No, the underlying cause of my, John’s, and thousands of other writers’ problems is orthodoxy tout court — orthodoxy of thought and institution. Commercial publishing is a vast agglomerated institution and therefore by nature bound to produce its orthodoxy. It will tend overwhelmingly to play ‘the record that is being played at the moment’. X have published a thin biography of Victoria Beckham, so we should rush one out. We must publish ‘new’ biographies of Shakespeare, Austen or Dickens, even though they contain less than one per cent new material, because people always want ‘new’ biographies of very famous people by well known biographers; it’s a tried recipe that ‘works’. That way orthodoxy always lies, although I would never suggest that orthodoxy does not change or even innovate; it’s not stable, it just changes/innovates/wobbles at the slowest pace necessary for its survival.
Although George Orwell analyses political orthodoxy brilliantly in his preface, what we are talking about here is a general anthropological-psychological phenomenon, which some might describe as simply fear and incomprehension of the new. ‘Nobody we know, nobody like us, has ever heard of George Calderon, so he can’t possibly be worth bothering with.’

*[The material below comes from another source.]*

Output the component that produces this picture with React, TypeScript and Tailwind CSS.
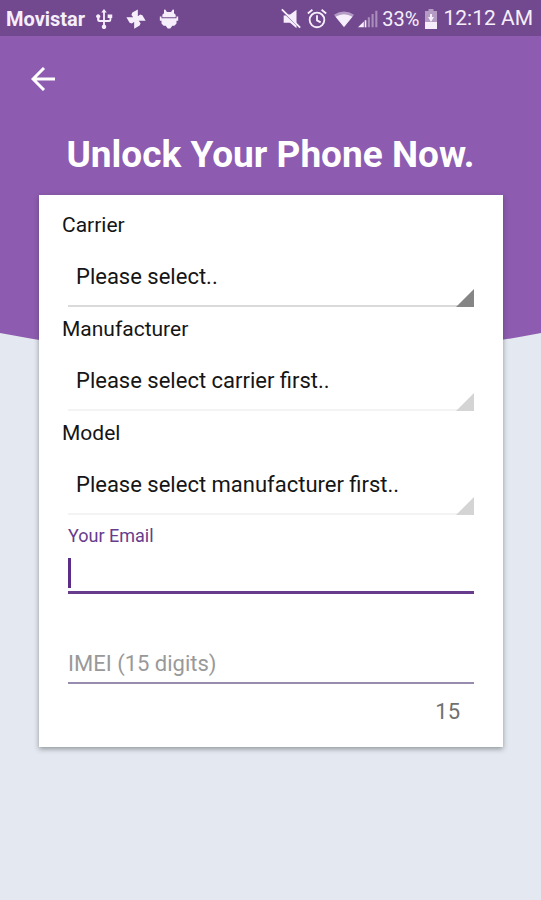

I once happened to hear some people talking about me on the other side of the room (it is rather dangerous to have such sensitive hearing) and one said: ‘He’s not an establishment man, he’s never been part of an establishment.’ No, but I am certainly a passionate team-player, especially in the theatre. The point about establishments and orthodoxies is that you can only improve the design of boats by rocking them.